20.A failure to investigate properly any incident involving death or serious injury which is or could be the result of a serious crime is in itself of great public concern. It was allegations of an improper investigation into the death of Stephen Lawrence that resulted in the Home Office establishing a public inquiry. It should be of even greater concern when there are similar concerns about an investigation into an incident that resulted in the deaths of 51 people. This is particularly the case when the potential offenders are companies and their executives; just as the criminal justice system cannot be seen to treat Black victims differently from White; so the system can not be seen as treating corporate criminals differently from ordinary criminals. This, however, is the allegation in this case.

21Relevance of the Southall Inquiry: The current Inquiry into the Southall train crash provides an added reason why the question of the adequacy of criminal investigation must be included in the terms of any inquiry established. The inquiry was established immediately after the disaster with the following terms of reference:

“The purpose of the Inquiry is to determine why the accident happened and in particular to ascertain the cause or causes, to identify any lessons which have relevance for those with responsibility for securing railway safety and to make recommendations”

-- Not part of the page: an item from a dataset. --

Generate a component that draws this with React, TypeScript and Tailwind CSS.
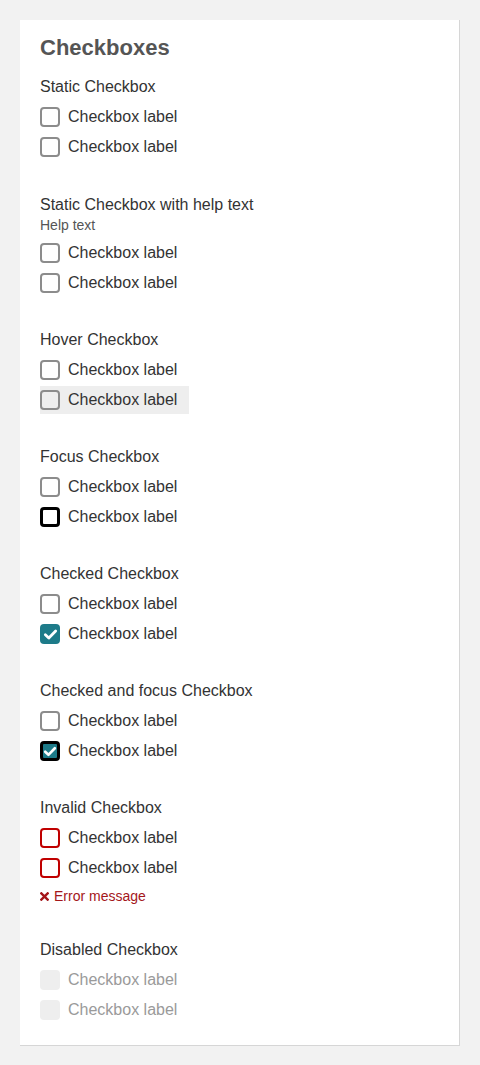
type BoxState = 'default' | 'hover' | 'focus' | 'checked' | 'checkedFocus' | 'invalid' | 'disabled';

type Group = {
  title: string;
  help?: string;
  boxes: BoxState[];
  error?: string;
};

const groups: Group[] = [
  { title: 'Static Checkbox', boxes: ['default', 'default'] },
  { title: 'Static Checkbox with help text', help: 'Help text', boxes: ['default', 'default'] },
  { title: 'Hover Checkbox', boxes: ['default', 'hover'] },
  { title: 'Focus Checkbox', boxes: ['default', 'focus'] },
  { title: 'Checked Checkbox', boxes: ['default', 'checked'] },
  { title: 'Checked and focus Checkbox', boxes: ['default', 'checkedFocus'] },
  { title: 'Invalid Checkbox', boxes: ['invalid', 'invalid'], error: 'Error message' },
  { title: 'Disabled Checkbox', boxes: ['disabled', 'disabled'] },
];

// gap under each group, last one has none
const gaps = ['mb-[33px]', 'mb-[32px]', 'mb-[32px]', 'mb-[32px]', 'mb-[32px]', 'mb-[32px]', 'mb-[35px]', ''];

function Check() {
  return (
    <svg viewBox="0 0 16 16" className="h-[15px] w-[15px]" fill="none">
      <path d="M2.5 8.3 L6.2 11.8 L13.5 4.3" stroke="white" strokeWidth="3" strokeLinecap="round" strokeLinejoin="round" />
    </svg>
  );
}

function Box({ state }: { state: BoxState }) {
  const styles: Record<BoxState, string> = {
    default: 'border-2 border-[#8c8c8c] bg-white',
    hover: 'border-2 border-[#8c8c8c] bg-[#eeeeee]',
    focus: 'border-[3px] border-black bg-white',
    checked: 'bg-[#1d7b89]',
    checkedFocus: 'border-[3px] border-black bg-[#1d7b89]',
    invalid: 'border-2 border-[#c00000] bg-white',
    disabled: 'bg-[#eeeeee]',
  };
  const checked = state === 'checked' || state === 'checkedFocus';
  return (
    <span className={`flex h-5 w-5 shrink-0 items-center justify-center rounded-[4px] ${styles[state]}`}>
      {checked && <Check />}
    </span>
  );
}

function Row({ state }: { state: BoxState }) {
  const hover = state === 'hover';
  const disabled = state === 'disabled';
  return (
    <div className={`flex h-7 w-[149px] items-center gap-2 ${hover ? 'bg-[#eeeeee]' : ''}`}>
      <Box state={state} />
      <span className={`text-base leading-5 ${disabled ? 'text-[#9a9a9a]' : 'text-[#333333]'}`}>Checkbox label</span>
    </div>
  );
}

export default function App() {
  return (
    <div className="min-h-[1065px] bg-[#f2f2f2] p-5 font-['Liberation_Sans',Arial,sans-serif]">
      <section className="border-r border-b border-[#d6d6d6] bg-white px-5 pt-4 pb-[21px]">
        <h1 className="mb-4 text-[22px] font-bold leading-6 text-[#555555]">Checkboxes</h1>
        {groups.map((group, i) => (
          <div key={group.title} className={gaps[i]}>
            <div className="text-base leading-[21px] text-[#333333]">{group.title}</div>
            {group.help && <div className="mt-[2px] text-sm leading-4 text-[#555555]">{group.help}</div>}
            <div className={`${group.help ? 'mt-[6px]' : 'mt-[6px]'} flex flex-col gap-[2px]`}>
              {group.boxes.map((state, j) => (
                <Row key={j} state={state} />
              ))}
            </div>
            {group.error && (
              <div className="mt-[6px] flex items-center gap-[5px] text-sm leading-4 text-[#a4161a]">
                <svg viewBox="0 0 10 10" className="h-[9px] w-[9px]">
                  <path d="M1.5 1.5 L8.5 8.5 M8.5 1.5 L1.5 8.5" stroke="#a4161a" strokeWidth="2.6" strokeLinecap="square" />
                </svg>
                {group.error}
              </div>
            )}
          </div>
        ))}
      </section>
    </div>
  );
}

22.The inquiry was delayed as a result of the criminal prosecution into Great Western Railways, first for manslaughter (which failed) and then for an offence under health and safety law. In effect, because of the delay, the Inquiry was theoretically in a position to consider issues relating to the criminal investigation of the disaster as well as the prosecution issues. The Inquiry however decided not “to examine the role of BTP [British Transport Police] in criminal investigation generally”[11] and only “consider conclusions and recommendations concerning …. the effectiveness of the on site technical investigation.”[12] [See appendix B].